Transcribe all of the data exactly. Omit the pictures.
------------------------------------------------------------------------
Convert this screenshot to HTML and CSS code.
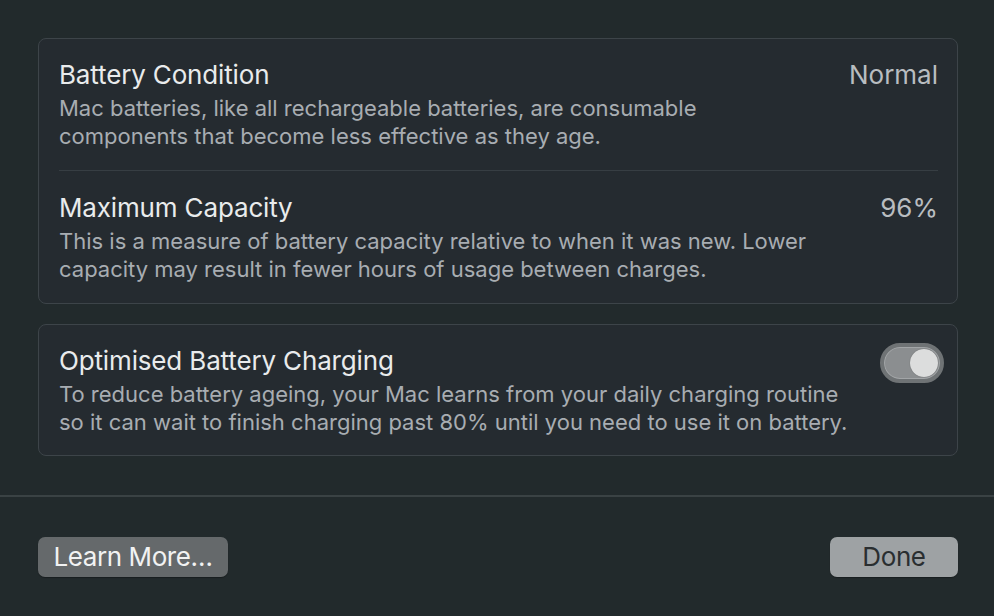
FILE: index.html
```html
<!DOCTYPE html>
<html lang="en">
<head>
<meta charset="utf-8">
<title>Battery Health</title>
<link rel="stylesheet" href="styles.css">
</head>
<body>
<div class="sheet">
  <div class="content">
    <section class="card">
      <div class="row">
        <div class="text">
          <div class="title">Battery Condition</div>
          <div class="desc">Mac batteries, like all rechargeable batteries, are consumable<br>components that become less effective as they age.</div>
        </div>
        <div class="value">Normal</div>
      </div>
      <div class="sep"></div>
      <div class="row row-second">
        <div class="text">
          <div class="title">Maximum Capacity</div>
          <div class="desc">This is a measure of battery capacity relative to when it was new. Lower<br>capacity may result in fewer hours of usage between charges.</div>
        </div>
        <div class="value">96%</div>
      </div>
    </section>
    <section class="card">
      <div class="row row-toggle">
        <div class="text">
          <div class="title">Optimised Battery Charging</div>
          <div class="desc">To reduce battery ageing, your Mac learns from your daily charging routine<br>so it can wait to finish charging past 80% until you need to use it on battery.</div>
        </div>
        <div class="toggle"><div class="knob"></div></div>
      </div>
    </section>
  </div>
  <div class="footer">
    <button class="btn btn-secondary">Learn More…</button>
    <button class="btn btn-primary">Done</button>
  </div>
</div>
</body>
</html>
```
FILE: styles.css
```css
* { box-sizing: border-box; }
html, body {
  margin: 0;
  padding: 0;
  background: #222a2c;
  width: 994px;
  height: 616px;
  overflow: hidden;
}
body {
  font-family: Inter, "Noto Sans", "Liberation Sans", sans-serif;
  -webkit-font-smoothing: antialiased;
}
.sheet {
  width: 994px;
  height: 616px;
  display: flex;
  flex-direction: column;
}
.content {
  padding: 38px 36px 0 38px;
  display: flex;
  flex-direction: column;
  gap: 20px;
  height: 497px;
  border-bottom: 2px solid #3a4244;
}
.card {
  background: #252b30;
  border: 1px solid #3d4449;
  border-radius: 8px;
  padding: 0 19px 0 20px;
}
.row {
  display: flex;
  justify-content: space-between;
  align-items: flex-start;
  padding: 21px 0 20px;
}
.row-second {
  padding: 22px 0 20px;
}
.row-toggle {
  padding: 21px 0 19px;
}
.sep {
  height: 1px;
  background: #373e43;
}
.title {
  color: #e9ebec;
  font-size: 26px;
  line-height: 30px;
  letter-spacing: -0.15px;
}
.desc {
  color: #a8adb2;
  font-size: 22px;
  line-height: 28px;
  margin-top: 4px;
}
.value {
  color: #b9bdc0;
  font-size: 26px;
  line-height: 30px;
}
.toggle {
  width: 64px;
  height: 40px;
  border-radius: 20px;
  background: #8b8e90;
  border: 4px solid #6f7375;
  margin-top: -3px;
  margin-right: -6px;
  display: flex;
  justify-content: flex-end;
  align-items: center;
  padding: 2px;
  box-shadow: inset 0 0 0 1px #a2a5a7;
}
.knob {
  width: 28px;
  height: 28px;
  border-radius: 50%;
  background: #dcdddd;
  box-shadow: 0 0 1px rgba(0,0,0,0.4);
}
.footer {
  display: flex;
  justify-content: space-between;
  align-items: flex-start;
  padding: 40px 36px 0 38px;
}
.btn {
  font-family: Inter, "Noto Sans", "Liberation Sans", sans-serif;
  font-size: 26px;
  height: 40px;
  border: none;
  border-radius: 7px;
  padding: 0;
  line-height: 40px;
  letter-spacing: -0.4px;
}
.btn-secondary {
  width: 190px;
  background: #65696b;
  color: #f1f2f2;
  box-shadow: 0 1px 1px rgba(0,0,0,0.3);
}
.btn-primary {
  width: 128px;
  background: #9ea2a4;
  color: #2a2e30;
  box-shadow: 0 1px 1px rgba(0,0,0,0.3);
}
```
------------------------------------------------------------------------
Answer to this exercise |
Convert this screenshot to HTML and CSS code.
FILE: index.html
```html
<!DOCTYPE html>
<html lang="en">
<head>
<meta charset="utf-8">
<title>Battery Health</title>
<link rel="stylesheet" href="styles.css">
</head>
<body>
<div class="sheet">
  <div class="content">
    <section class="card">
      <div class="row">
        <div class="text">
          <div class="title">Battery Condition</div>
          <div class="desc">Mac batteries, like all rechargeable batteries, are consumable<br>components that become less effective as they age.</div>
        </div>
        <div class="value">Normal</div>
      </div>
      <div class="sep"></div>
      <div class="row row-second">
        <div class="text">
          <div class="title">Maximum Capacity</div>
          <div class="desc">This is a measure of battery capacity relative to when it was new. Lower<br>capacity may result in fewer hours of usage between charges.</div>
        </div>
        <div class="value">96%</div>
      </div>
    </section>
    <section class="card">
      <div class="row row-toggle">
        <div class="text">
          <div class="title">Optimised Battery Charging</div>
          <div class="desc">To reduce battery ageing, your Mac learns from your daily charging routine<br>so it can wait to finish charging past 80% until you need to use it on battery.</div>
        </div>
        <div class="toggle"><div class="knob"></div></div>
      </div>
    </section>
  </div>
  <div class="footer">
    <button class="btn btn-secondary">Learn More…</button>
    <button class="btn btn-primary">Done</button>
  </div>
</div>
</body>
</html>
```
FILE: styles.css
```css
* { box-sizing: border-box; }
html, body {
  margin: 0;
  padding: 0;
  background: #222a2c;
  width: 994px;
  height: 616px;
  overflow: hidden;
}
body {
  font-family: Inter, "Noto Sans", "Liberation Sans", sans-serif;
  -webkit-font-smoothing: antialiased;
}
.sheet {
  width: 994px;
  height: 616px;
  display: flex;
  flex-direction: column;
}
.content {
  padding: 38px 36px 0 38px;
  display: flex;
  flex-direction: column;
  gap: 20px;
  height: 497px;
  border-bottom: 2px solid #3a4244;
}
.card {
  background: #252b30;
  border: 1px solid #3d4449;
  border-radius: 8px;
  padding: 0 19px 0 20px;
}
.row {
  display: flex;
  justify-content: space-between;
  align-items: flex-start;
  padding: 21px 0 20px;
}
.row-second {
  padding: 22px 0 20px;
}
.row-toggle {
  padding: 21px 0 19px;
}
.sep {
  height: 1px;
  background: #373e43;
}
.title {
  color: #e9ebec;
  font-size: 26px;
  line-height: 30px;
  letter-spacing: -0.15px;
}
.desc {
  color: #a8adb2;
  font-size: 22px;
  line-height: 28px;
  margin-top: 4px;
}
.value {
  color: #b9bdc0;
  font-size: 26px;
  line-height: 30px;
}
.toggle {
  width: 64px;
  height: 40px;
  border-radius: 20px;
  background: #8b8e90;
  border: 4px solid #6f7375;
  margin-top: -3px;
  margin-right: -6px;
  display: flex;
  justify-content: flex-end;
  align-items: center;
  padding: 2px;
  box-shadow: inset 0 0 0 1px #a2a5a7;
}
.knob {
  width: 28px;
  height: 28px;
  border-radius: 50%;
  background: #dcdddd;
  box-shadow: 0 0 1px rgba(0,0,0,0.4);
}
.footer {
  display: flex;
  justify-content: space-between;
  align-items: flex-start;
  padding: 40px 36px 0 38px;
}
.btn {
  font-family: Inter, "Noto Sans", "Liberation Sans", sans-serif;
  font-size: 26px;
  height: 40px;
  border: none;
  border-radius: 7px;
  padding: 0;
  line-height: 40px;
  letter-spacing: -0.4px;
}
.btn-secondary {
  width: 190px;
  background: #65696b;
  color: #f1f2f2;
  box-shadow: 0 1px 1px rgba(0,0,0,0.3);
}
.btn-primary {
  width: 128px;
  background: #9ea2a4;
  color: #2a2e30;
  box-shadow: 0 1px 1px rgba(0,0,0,0.3);
}
```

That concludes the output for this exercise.